TUESDAY, 11 SEPTEMBER 2012 PHILIPSBURG — As the first wholesaler is (reportedly) preparing to shut its doors for good, potentially leaving several people without gainful employment at least in the near future, the sector is sounding the alarm bell for the umpteenth time, the hospitality and trade association SHTA stated in a press release issued yesterday.
Continued downturn in economic activity, uncertainty regarding the proposed new tax-system, served on a bed of a relatively high tax burden due to the low overall tax-compliance (36% reportedly), followed up with a proposed increased rigidity as opposed to more flexibility in certain labor laws, and the continuing rise in (local) cost of doing business brought the Wholesalers Division of the SHTA together last Thursday.
This section of the supply-chain – more than any other sector in the market – is, and always has been unfairly affected by the implementation of the turnover tax, the SHTA stated. “It gives any company interested in doing business direct from outside St Maarten an unfair advantage that is – in hard numbers – at least as large as the percentage in turnover tax. And the higher the turnover tax the bigger the unfair advantage is. Unfair because unlike the locally based wholesalers; companies based abroad do not pay a business license fee, do not pay any taxes into our government’s coffers, do not store any goods locally (leaving the population in a lurch when swells hit the port and goods cannot be off-loaded in time) and do not employ anyone on the island, thereby not contributing to the local purchasing power either.”

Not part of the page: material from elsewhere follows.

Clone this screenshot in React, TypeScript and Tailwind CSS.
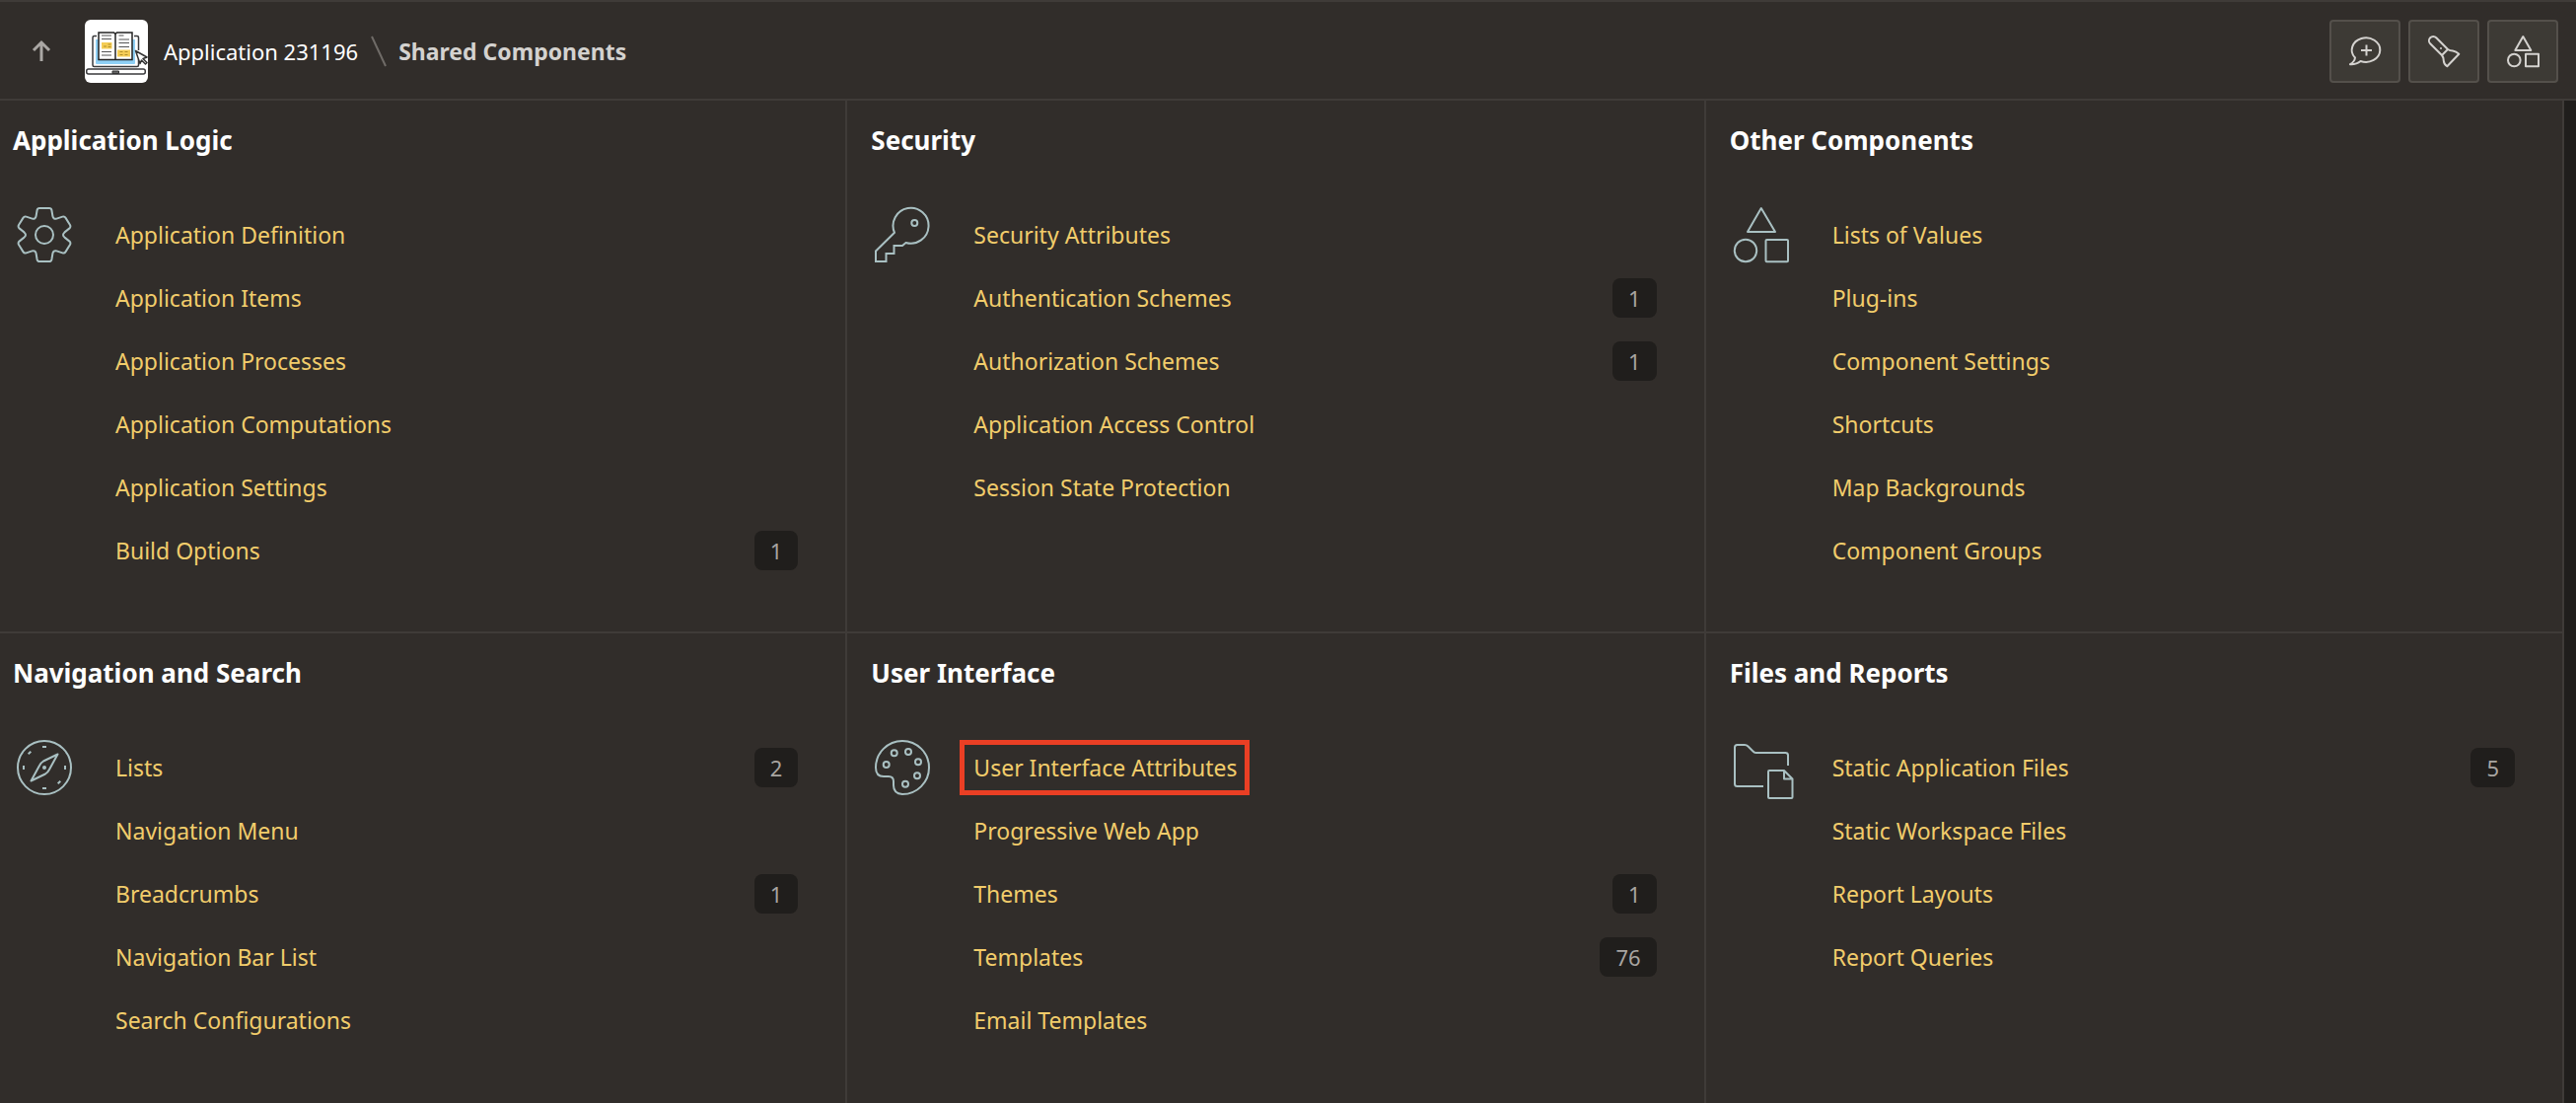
import type { ReactNode } from "react";

type Item = { label: string; count?: number; highlighted?: boolean };
type Section = { title: string; icon: ReactNode; items: Item[] };

function SectionIcon({ children }: { children: ReactNode }) {
  return (
    <svg
      viewBox="0 0 64 64"
      className="size-16 shrink-0 overflow-visible text-[#a9c0c2]"
      fill="none"
      stroke="currentColor"
      strokeWidth="2"
      strokeLinejoin="round"
      aria-hidden="true"
    >
      {children}
    </svg>
  );
}

const gear = (
  <SectionIcon>
    <path d="M27 5h10q2 0 2.4 2l1 6q.6 3.4 4 2.6l6-2q2-.6 3 1l4.6 7.4q1 2-.5 3.4l-5 4q-3 2.6 0 5.2l5 4q1.5 1.4.5 3.4l-4.6 7.4q-1 1.6-3 1l-6-2q-3.4-.8-4 2.6l-1 6q-.4 2-2.4 2h-10q-2 0-2.4-2l-1-6q-.6-3.4-4-2.6l-6 2q-2 .6-3-1l-4.6-7.4q-1-2 .5-3.4l5-4q3-2.6 0-5.2l-5-4q-1.5-1.4-.5-3.4l4.6-7.4q1-1.6 3-1l6 2q3.4.8 4-2.6l1-6q.4-2 2.4-2z" />
    <circle cx="32" cy="32" r="9" />
  </SectionIcon>
);

const key = (
  <SectionIcon>
    <path strokeLinejoin="miter" d="M24 29.8 5 48.5V59h10.5v-8h8v-8H32l3.5-3A18 18 0 1 0 24 29.8z" />
    <circle cx="44.3" cy="20" r="3" />
  </SectionIcon>
);

const shapes = (
  <SectionIcon>
    <path d="M31.8 5 18 29h28z" />
    <circle cx="16" cy="48" r="11.2" />
    <rect x="36.5" y="37" width="22.5" height="22.3" rx="1" />
  </SectionIcon>
);

const compass = (
  <SectionIcon>
    <circle cx="32" cy="32" r="27" />
    <path d="M45.5 18.5 31 25.5q-2.5 1.5-4 4.5l-8.5 15.5L33 38.5q2.5-1.5 4-4.5z" />
    <circle cx="32" cy="32" r="2" fill="currentColor" stroke="none" />
    <path d="M30 11h4M30 53h4M11 30v4M53 30v4M15.7 18.3l2.6-2.6M45.7 48.3l2.6-2.6" />
  </SectionIcon>
);

const palette = (
  <SectionIcon>
    <path d="M5 32A27 27 0 1 1 32 59q-9-.5-9-9v-4q0-5-5-5h-5q-8 0-8-9z" />
    <circle cx="15.7" cy="29" r="3" />
    <circle cx="23.7" cy="17.3" r="3" />
    <circle cx="38" cy="16" r="3" />
    <circle cx="48" cy="26.3" r="3" />
    <circle cx="47" cy="40.3" r="3" />
    <circle cx="35" cy="48.7" r="3" />
  </SectionIcon>
);

const folder = (
  <SectionIcon>
    <path d="M34 51H7.5q-2.5 0-2.5-2.5v-37Q5 9 7.5 9H15q2 0 3.5 1.5l5 5q1.5 1.5 3 1.5h30q2.5 0 2.5 2.5V30" />
    <path d="M40 35h15l8.5 8.5V62q0 1-1 1H40q-1 0-1-1V36q0-1 1-1zM55 35v8.5h8.5" />
  </SectionIcon>
);

const sections: Section[] = [
  {
    title: "Application Logic",
    icon: gear,
    items: [
      { label: "Application Definition" },
      { label: "Application Items" },
      { label: "Application Processes" },
      { label: "Application Computations" },
      { label: "Application Settings" },
      { label: "Build Options", count: 1 },
    ],
  },
  {
    title: "Security",
    icon: key,
    items: [
      { label: "Security Attributes" },
      { label: "Authentication Schemes", count: 1 },
      { label: "Authorization Schemes", count: 1 },
      { label: "Application Access Control" },
      { label: "Session State Protection" },
    ],
  },
  {
    title: "Other Components",
    icon: shapes,
    items: [
      { label: "Lists of Values" },
      { label: "Plug-ins" },
      { label: "Component Settings" },
      { label: "Shortcuts" },
      { label: "Map Backgrounds" },
      { label: "Component Groups" },
    ],
  },
  {
    title: "Navigation and Search",
    icon: compass,
    items: [
      { label: "Lists", count: 2 },
      { label: "Navigation Menu" },
      { label: "Breadcrumbs", count: 1 },
      { label: "Navigation Bar List" },
      { label: "Search Configurations" },
    ],
  },
  {
    title: "User Interface",
    icon: palette,
    items: [
      { label: "User Interface Attributes", highlighted: true },
      { label: "Progressive Web App" },
      { label: "Themes", count: 1 },
      { label: "Templates", count: 76 },
      { label: "Email Templates" },
    ],
  },
  {
    title: "Files and Reports",
    icon: folder,
    items: [
      { label: "Static Application Files", count: 5 },
      { label: "Static Workspace Files" },
      { label: "Report Layouts" },
      { label: "Report Queries" },
    ],
  },
];

function SectionPanel({ title, icon, items }: Section) {
  return (
    <section className="border-r-2 border-b-2 border-[#3f3b38] pt-5 pr-12 pb-[50px] pl-6 nth-[n+4]:border-b-0 nth-[n+4]:pb-10">
      <h2 className="text-[26px] leading-10 font-bold text-white">{title}</h2>
      <div className="mt-11 flex items-start gap-10">
        {icon}
        <ul className="grow">
          {items.map((item) => (
            <li key={item.label} className="flex h-16 items-center justify-between">
              <a href="#" className="relative text-[23px] leading-8 text-[#f1cc6b]">
                {item.label}
                {item.highlighted && (
                  <span className="absolute -inset-y-3 -right-3 -left-3.5 border-5 border-[#ea3f24]" />
                )}
              </a>
              {item.count !== undefined && (
                <span className="h-10 rounded-lg bg-[#201e1c] px-4 text-[22px] leading-10 text-[#a8a5a1]">
                  {item.count}
                </span>
              )}
            </li>
          ))}
        </ul>
      </div>
    </section>
  );
}

function ToolButton({ label, children }: { label: string; children: ReactNode }) {
  return (
    <button
      type="button"
      aria-label={label}
      className="flex h-16 w-18 items-center justify-center rounded border-2 border-[#54504b] bg-[#3d3a35] text-[#d4d2cf]"
    >
      <svg
        viewBox="0 0 32 32"
        className="size-8 overflow-visible"
        fill="none"
        stroke="currentColor"
        strokeWidth="2"
        strokeLinejoin="round"
        aria-hidden="true"
      >
        {children}
      </svg>
    </button>
  );
}

function AppIcon() {
  return (
    <svg viewBox="0 0 64 64" className="size-16 rounded-md bg-white" fill="none" aria-hidden="true">
      <path fill="#8fd0f5" d="M11 20h40v24q0 1-1 1H12q-1 0-1-1z" />
      <path
        stroke="#3a3a3c"
        strokeWidth="1.5"
        d="M12 16.500H9.5q-1.5 0-1.5 1.5v28q0 1.5 1.5 1.5h43.500q1.5 0 1.5-1.5V40M50 16.500h3q1.5 0 1.5 1.5v13"
      />
      <path fill="#fff" stroke="#222" strokeWidth="1.5" d="M14 13h15.500l1.5 1.5 1.5-1.5H48v27.500H14z" />
      <path stroke="#222" strokeWidth="1.5" d="M31 14.500v26" />
      <path
        stroke="#555"
        strokeWidth="1.2"
        d="M17 16h10M17 19.500h10M17 32.500h10M17 36h10M34.500 16h5M34.500 20h10.500M34.500 23.500h10.500M34.500 27.500h10.500"
      />
      <path fill="#f5cd55" d="M17 23h10.500v6.500H17zM33 30.500h13v7H33z" />
      <path stroke="#b08f2c" strokeWidth="1" d="M19 27h3M23.500 25h3M23.500 27.500h3M35.500 32.500h3M40.500 32.500h3M35.500 35.500h3M40.500 35.500h3" />
      <rect x="1.75" y="50" width="59.5" height="5" rx="2" fill="#fff" stroke="#3a3a3c" strokeWidth="1.5" />
      <path fill="#666" stroke="#333" d="M28 52h6.500v2.500H28z" />
      <path
        fill="#fff"
        stroke="#333"
        strokeWidth="1.5"
        strokeLinejoin="round"
        d="m51.500 31.500 11.500 6.500-4 1.500 4 4-1.500 1.500-4-4-1.500 3.500z"
      />
    </svg>
  );
}

export default function App() {
  return (
    <div className="flex min-h-screen flex-col overflow-hidden bg-[#312d2a] font-['Noto_Sans',sans-serif]">
      <header className="flex items-center border-y-2 border-[#3f3b38] pt-[18px] pr-[18px] pb-4 pl-8">
        <button type="button" aria-label="Go up" className="text-[#aaa7a4]">
          <svg viewBox="0 0 20 24" className="h-6 w-5" fill="none" stroke="currentColor" strokeWidth="3" aria-hidden="true">
            <path d="M10 22V3M2 11l8-8 8 8" />
          </svg>
        </button>
        <nav aria-label="Breadcrumb" className="ml-[34px] flex items-center">
          <AppIcon />
          <a href="#" className="ml-4 text-[22px] leading-8 text-white">
            Application 231196
          </a>
          <svg viewBox="0 0 16 32" className="mr-3 ml-[13px] h-8 w-4" stroke="#6f6b67" strokeWidth="2" aria-hidden="true">
            <path d="M1 1l14 30" />
          </svg>
          <span className="text-[23px] leading-8 font-bold text-[#d4d2cf]" aria-current="page">
            Shared Components
          </span>
        </nav>
        <div className="ml-auto flex gap-2">
          <ToolButton label="Add comment">
            <path d="M6 22.500A14.300 12.300 0 1 1 11.500 26Q7.500 29.500 1 29.200 5.500 26.500 6 22.500zM17.500 9.500v11M12 15h11" />
          </ToolButton>
          <ToolButton label="Find">
            <path d="M20 14 8.300 2.200A4.300 4.300 0 0 0 2.200 8.300L14 20zM20 14q2 1.500 5 1.500 3.500 .5 6.300 3.200L19.300 31.300Q16 29 15.800 25.500 15.700 22 14 20" />
            <circle cx="13" cy="13" r="1" fill="currentColor" stroke="none" />
          </ToolButton>
          <ToolButton label="Shared components">
            <path d="M16.300 1 8.300 15h16z" />
            <circle cx="7.3" cy="25" r="6.3" />
            <rect x="19" y="18.7" width="13" height="12.6" />
          </ToolButton>
        </div>
      </header>
      <div className="flex grow">
        <main className="-ml-[11px] grid grow grid-cols-3 grid-rows-[auto_1fr]">
          {sections.map((section) => (
            <SectionPanel key={section.title} {...section} />
          ))}
        </main>
        <div className="w-3 shrink-0 bg-[#201e1c]" />
      </div>
    </div>
  );
}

“We warned government prior to the temporary introduction of the turnover tax in 1998 that this tax would have detrimental consequences for the economy of St. Maarten. Always when the economic activity is good on a whole it’s easy (for government) to ignore the warning signs. Clearly our warnings throughout the years have not been heeded; rather on many occasions we’ve seen increases in the tax, the last being the temporary increase to 5% early in 2011,” the SHTA stated.
“Slowly we have seen our economic base being eroded, even though the economic activity was still good on a whole, but no changes were made to the turnover tax, rather we’ve had to contend with insinuations that the business community doesn’t want to pay tax and are in general evil persons,”
“We wonder what alternative employment government has to offer our combined approximately 500 employees when all of the local wholesalers are forced to cease operations because of the continued unfair advantage given to outside businesses, let alone the self-imposed rising inflation due to the cumulative effect of the turnover tax.”